How To Finish A Book Without Reading It
It’s kind of an awkward title, but I’ll explain what I mean by it. I was hanging out at my parents’ home for a few hours and I came across a biography they had of Jung. It was intimidatingly thick, but my old book habits kicked in and I picked it up, thinking I should read it. Why did I want to read it? Well, I’ve liked some of the things I’ve learned in life that were possible only because of Jung, so why not learn more about the man himself?
Alas, it is not to be. I cracked open the book, glanced at the table of contents and flipped to a chapter deep within the book. A few paragraphs in I could tell this was the type of biography I loathed. It was filled with what I call “complex fluff”. Complex fluff is when an author packs as many facts, names, and information into a subject as they can. I dare not say it’s fluff because that’s filling the void with repeat information and nonsense. In this case, the author worked hard, they provided an abundance of information, but it overloads the reader with too much that isn’t necessary except, perhaps, in the mind of the author (and I wonder why, can they explain why they include information?).

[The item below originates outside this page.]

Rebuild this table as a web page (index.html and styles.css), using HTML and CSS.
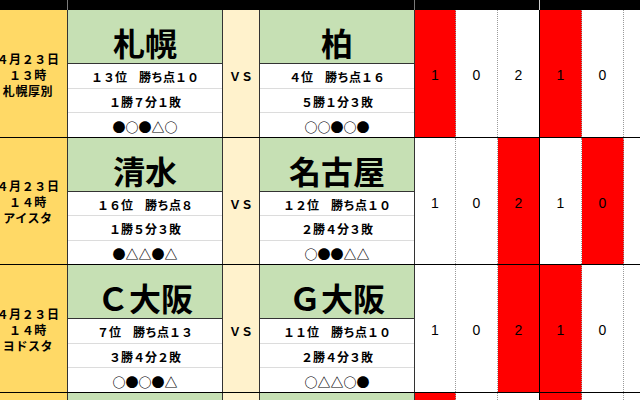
FILE: index.html
```html
<!DOCTYPE html>
<html lang="ja">
<head>
<meta charset="utf-8">
<title>対戦表</title>
<link rel="stylesheet" href="styles.css">
</head>
<body>
<div class="sheet">
  <div class="hdr">
    <div class="h h-date"></div>
    <div class="h h-teams"></div>
    <div class="h h-g1"></div>
    <div class="h h-g2"></div>
  </div>

  <div class="block b1">
    <div class="date"><span>４月２３日</span><span>１３時</span><span>札幌厚別</span></div>
    <div class="team">
      <div class="name">札幌</div>
      <div class="row">１３位　勝ち点１０</div>
      <div class="row">１勝７分１敗</div>
      <div class="row marks">●○●△○</div>
    </div>
    <div class="vs">ＶＳ</div>
    <div class="team">
      <div class="name">柏</div>
      <div class="row">４位　勝ち点１６</div>
      <div class="row">５勝１分３敗</div>
      <div class="row marks">○○●○●</div>
    </div>
    <div class="sc dot red">1</div>
    <div class="sc dot">0</div>
    <div class="sc solid">2</div>
    <div class="sc dot red">1</div>
    <div class="sc dot">0</div>
    <div class="sc"></div>
  </div>

  <div class="block b2">
    <div class="date"><span>４月２３日</span><span>１４時</span><span>アイスタ</span></div>
    <div class="team">
      <div class="name">清水</div>
      <div class="row">１６位　勝ち点８</div>
      <div class="row">１勝５分３敗</div>
      <div class="row marks">●△△●△</div>
    </div>
    <div class="vs">ＶＳ</div>
    <div class="team">
      <div class="name">名古屋</div>
      <div class="row">１２位　勝ち点１０</div>
      <div class="row">２勝４分３敗</div>
      <div class="row marks">○●●△△</div>
    </div>
    <div class="sc dot">1</div>
    <div class="sc dot">0</div>
    <div class="sc solid red">2</div>
    <div class="sc dot">1</div>
    <div class="sc dot red">0</div>
    <div class="sc"></div>
  </div>

  <div class="block b3">
    <div class="date"><span>４月２３日</span><span>１４時</span><span>ヨドスタ</span></div>
    <div class="team">
      <div class="name">Ｃ大阪</div>
      <div class="row">７位　勝ち点１３</div>
      <div class="row">３勝４分２敗</div>
      <div class="row marks">○●○●△</div>
    </div>
    <div class="vs">ＶＳ</div>
    <div class="team">
      <div class="name">Ｇ大阪</div>
      <div class="row">１１位　勝ち点１０</div>
      <div class="row">２勝４分３敗</div>
      <div class="row marks">○△△○●</div>
    </div>
    <div class="sc dot">1</div>
    <div class="sc dot">0</div>
    <div class="sc solid red">2</div>
    <div class="sc dot red">1</div>
    <div class="sc dot">0</div>
    <div class="sc"></div>
  </div>

  <div class="block b4">
    <div class="date"></div>
    <div class="team"><div class="name"></div></div>
    <div class="vs"></div>
    <div class="team"><div class="name"></div></div>
    <div class="sc dot red"></div>
    <div class="sc dot"></div>
    <div class="sc solid"></div>
    <div class="sc dot red"></div>
    <div class="sc dot"></div>
    <div class="sc"></div>
  </div>
</div>
</body>
</html>
```

FILE: styles.css
```css
html, body {
  margin: 0;
  padding: 0;
  background: #ffffff;
  overflow: hidden;
}
body {
  width: 640px;
  height: 400px;
  font-family: "Noto Sans CJK JP", "Noto Sans", sans-serif;
  color: #000;
}
.sheet {
  margin-left: -11px;
  width: 677px;
  height: 400px;
  overflow: hidden;
}
.hdr {
  display: grid;
  grid-template-columns: 79px 347px 125px 126px;
  height: 10px;
  background: #000;
}
.h {
  box-sizing: border-box;
  border-right: 1px solid #7a7a7a;
}
.h-g1 {
  border-right-color: #d0d0d0;
}
.block {
  display: grid;
  grid-template-columns: 79px 155px 37px 155px 41px 42px 42px 42px 42px 42px;
  box-sizing: border-box;
  border-bottom: 1px solid #000;
}
.b1 { height: 128px; }
.b2 { height: 127px; }
.b3 { height: 128px; }
.b4 { height: 7px; border-bottom: none; }
.date {
  box-sizing: border-box;
  background: #ffd966;
  border-right: 1px solid #333;
  display: flex;
  flex-direction: column;
  justify-content: center;
  align-items: center;
  font-size: 12px;
  font-weight: bold;
  letter-spacing: 0.6px;
  line-height: 16px;
  padding-top: 2px;
  white-space: nowrap;
}
.team {
  box-sizing: border-box;
  border-right: 1px solid #333;
  display: flex;
  flex-direction: column;
  background: #fff;
}
.name {
  box-sizing: border-box;
  height: 54px;
  flex: none;
  background: #c6e0b4;
  border-bottom: 1px solid #333;
  display: flex;
  align-items: flex-end;
  justify-content: center;
  font-size: 32px;
  font-weight: bold;
  line-height: 32px;
  padding-bottom: 5px;
}
.b4 .name {
  border-bottom: none;
  height: 7px;
  padding: 0;
}
.row {
  flex: 1;
  box-sizing: border-box;
  border-bottom: 1px solid #dcdcdc;
  display: flex;
  align-items: center;
  justify-content: center;
  font-size: 12px;
  font-weight: bold;
  line-height: 1;
  padding-top: 2px;
  white-space: nowrap;
}
.row.marks {
  font-size: 13px;
}
.row:last-child {
  border-bottom: none;
}
.vs {
  box-sizing: border-box;
  background: #fff2cc;
  border-right: 1px solid #333;
  display: flex;
  align-items: center;
  justify-content: center;
  font-size: 12px;
  font-weight: bold;
  padding-top: 4px;
}
.sc {
  box-sizing: border-box;
  display: flex;
  align-items: center;
  justify-content: center;
  font-family: "Liberation Sans", Arial, sans-serif;
  font-size: 14px;
  padding-top: 3px;
  background: #fff;
}
.sc.dot {
  border-right: 1px dotted #9a9a9a;
}
.sc.solid {
  border-right: 1px solid #000;
}
.sc.red {
  background: #ff0000;
}
```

With a sigh I almost put the book down, annoyed at how unreadable it was. I’ve read these kinds of books before and I don’t retain much at all. I decided to try something out I have never done before: I looked at the index. Yes, that’s right, the index, that ignored section of a book that is located in the back.
What good is an index? I never knew until today when I decided to use it. I looked through the keywords, noticing that most of them were names. (To me, this is a bad sign, when there are a ton of names in an index and a lot less ideas, concepts, analyses, and vocabulary.) I saw a few things that stood out to me and flipped to the appropriate pages and scanned the page to find my keyword. Sometimes there was only one sentence concerning the keyword and I wonder why the word would make it into the index if there’s less than a blurb, especially in a 600+ page book that the jacket says is authoritative. How can you be accurate and true with a single sentence of a keyword, shouldn’t there be more info? Maybe I don’t understand how this works, but nevertheless I plodded on and searched the entire index for any words that stood out to me. I looked through perhaps a dozen, read a few pages and paragraphs, and then closed the book, satisfied in the knowledge I wouldn’t gain anything from it.
And thus, through the index I was able to scan a book and learn enough about it that I knew it wouldn’t benefit me. It may benefit someone, but not me. It would be more beneficial to me to simply read through Jung’s key concepts on Wikipedia. It has taken me an absurdly long time to get to this obvious point. Books take a long time to read, a 600 page biography full of dense information would take a month to read profitably (if that, even, you’d most likely have to be a specialist to have anything to gain). I saved myself a month of time by avoiding a book I wouldn’t have liked, and you will learn almost nothing from what you don’t like. I also made sure I wouldn’t be tempted to pick the book back up again at a later point by glancing through it in a systematic way via the index. Had each word I looked up sucked me into the narrative I would have liked to read the book but instead the opposite occurred.
I encourage anyone getting into reading to do the same if the book contains an index. Before you think you’d like it and would learn something from it, scan the table of contents, skip to a chapter in the middle of the book, read a few pages, skip to the index, if some words stand out to you go to those pages and read them and see if they pique your interest. If you are not feeling it, don’t force yourself, the book would waste your time. Either it is badly written or you are not one of its audience members. Unless you must read a book to write an essay to get a grade, there is no reason to force yourself to read a book, there is almost nothing any single book can tell you that will make a massive difference in your life, and besides, those books you’ll read effortlessly.